Alors que 2020 s’annonçait dans la lignée des années précédentes en termes d’exportations et de ventes, tout a été stoppé au fur et à mesure que les pays étaient touchés par la pandémie et la crise qui l’accompagnait. Evidemment, l’industrie horlogère a été fortement impactée, surtout durant les confinements, puisque les boutiques étaient fermées, les entreprises à l’arrêt et que plus rien ne bougeait côté tourisme, travel retail, duty free… A l’heure où je vous parle, nous estimons la baisse des exportations à environ 25% avec un impact plus important sur les entrées de gamme. Si les choses ont repris depuis cet été, nous ne pourrons jamais compenser le manque et nous pouvons déjà considérer cette année comme négative. Certes les choses ne sont pas des plus simples, mais n’oublions pas que nous ne sommes pas face à une crise horlogère mais à une crise conjoncturelle, nous espérons donc que le jour où les choses redeviendront normales, l’activité reprendra pleinement et balayera cette incertitude du lendemain qui nous bloque aujourd’hui dans toute projection, un autre point négatif.

Des enseignements ont-ils été tirés par rapport à la pandémie ?

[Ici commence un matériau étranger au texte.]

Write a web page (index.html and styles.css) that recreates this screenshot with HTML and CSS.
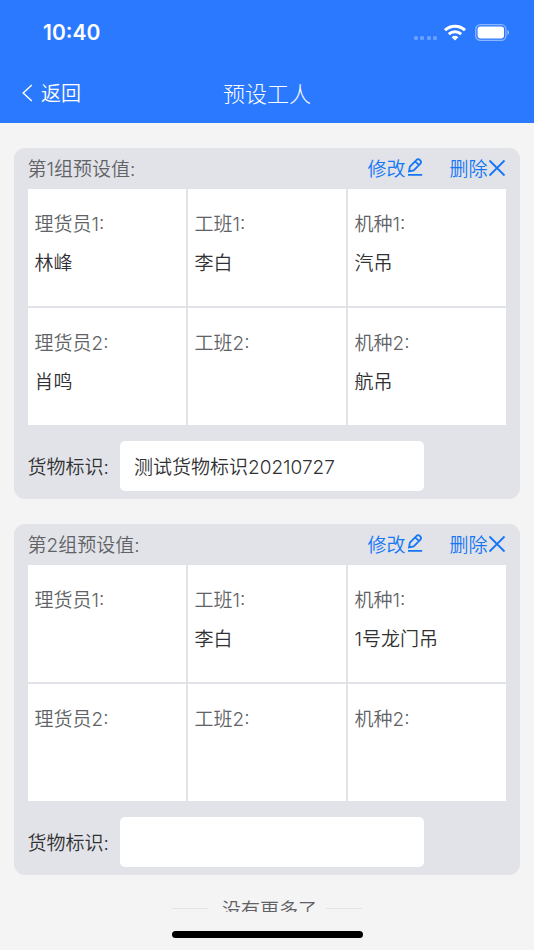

Une des réflexions principales qu’a engendrée cette crise est l’évolution du e-commerce. En effet, s’il n’a pas permis d’équilibrer ce qui ne se vendait plus en boutique, il a tout de même contribué à la continuité du business, et ce, même sur le segment du haut de gamme. Nous savons qu’il ne pourra jamais se substituer au commerce traditionnel, l’achat d’une montre est entouré d’un côté émotionnel engendré par le fait de la toucher, de l’essayer, de la voir à son poignet mais pour autant il est impératif aujourd’hui de repenser le futur en combinant les deux axes de vente.

Comment s’est organisé le travail de la FH durant le printemps ?

La quarantaine de collaborateurs que compte la FH n’a jamais arrêté de travailler mais comme bon nombre, nous avons dû adapter en urgence nos méthodes en renforçant le télétravail, en équipant chacun au niveau informatique et en recourant à la visioconférence. Tout ceci nous a permis de continuer à gérer nos dossiers courants et ceux qui ne demandent aucun relâchement, comme la lutte contre les contrefaçons ou les investigations autour des législations mondiales, un pôle important ou nous nous devons d’être vraiment proactifs puisqu’il nous permet, au fur et à mesure des éléments que nous découvrons, d’informer nos membres sur les nouveautés que chaque pays peut imposer. Il est un autre secteur qui nous a demandé également une attention toute particulière, celui lié aux mesures protectionnistes. En effet, même si la Suisse a signé des conventions avec de nombreux pays pour les exportations, quand une crise survient, certains peuvent être amenés à vouloir augmenter les taxes et les droits de douane ce qui est totalement interdit vu les accords négociés. C’est une activité importante pour laquelle nous sommes en relation permanente avec le gouvernement et plus spécialement le Département fédéral de l’économie, de la formation et de la recherche qui peut intercéder auprès des pays concernés, quand il le faut, car les montres suisses doivent être importées au juste prix.

La lutte contre la contrefaçon, un de vos fers de lance, est plus que jamais d’actualité. Que faites-vous pour tenter de l’endiguer ?

La contrefaçon est un véritable fléau qui nuit à l’image du savoir-faire de notre monde horloger et dupe les clients. Sur le sujet, nous sommes très actifs avec notamment une cellule spécialement dédiée à la traque sur internet. Une équipe spécialisée effectue des recherches permanentes en visionnant les sites marchands, les plateformes et les réseaux sociaux. Nous réussissons à faire éliminer des annonces, la preuve en est puisqu’un 1,2 million de ces dernières sont stoppés en moyenne chaque année. Il va sans dire que durant les confinements de chaque pays, où les boutiques étaient closes, les choses se sont encore amplifiées. Donc plus que jamais, nous avons été en alerte et nous avons même renforcé notre équipe en embauchant une personne parlant chinois qui travaille à scruter les plateformes rédigées en mandarin, sa langue maternelle. Vous l’aurez compris tout est mis en œuvre pour endiguer ce fléau.

Comment voyez-vous le futur pour l’industrie horlogère suisse ?

Je vais me répéter mais nous ne sommes pas face à une crise structurelle horlogère mais conjoncturelle mondiale. De ce fait, nous pensons qu’une fois la pandémie endiguée, les choses reprendront leur cours. Maintenant à savoir si cela sera à moyen ou à long terme, il est encore difficile de répondre. Evidemment, pour certaines sociétés, les choses sont difficiles et nous craignons que certaines ne survivent pas à l’arrêt brutal de leurs activités. Au-delà de ces cas, je suis persuadé que l’industrie horlogère va s’en sortir et continuer à vendre ses créations à tous les amateurs de qualité, d’élégance et de savoir-faire de par le monde.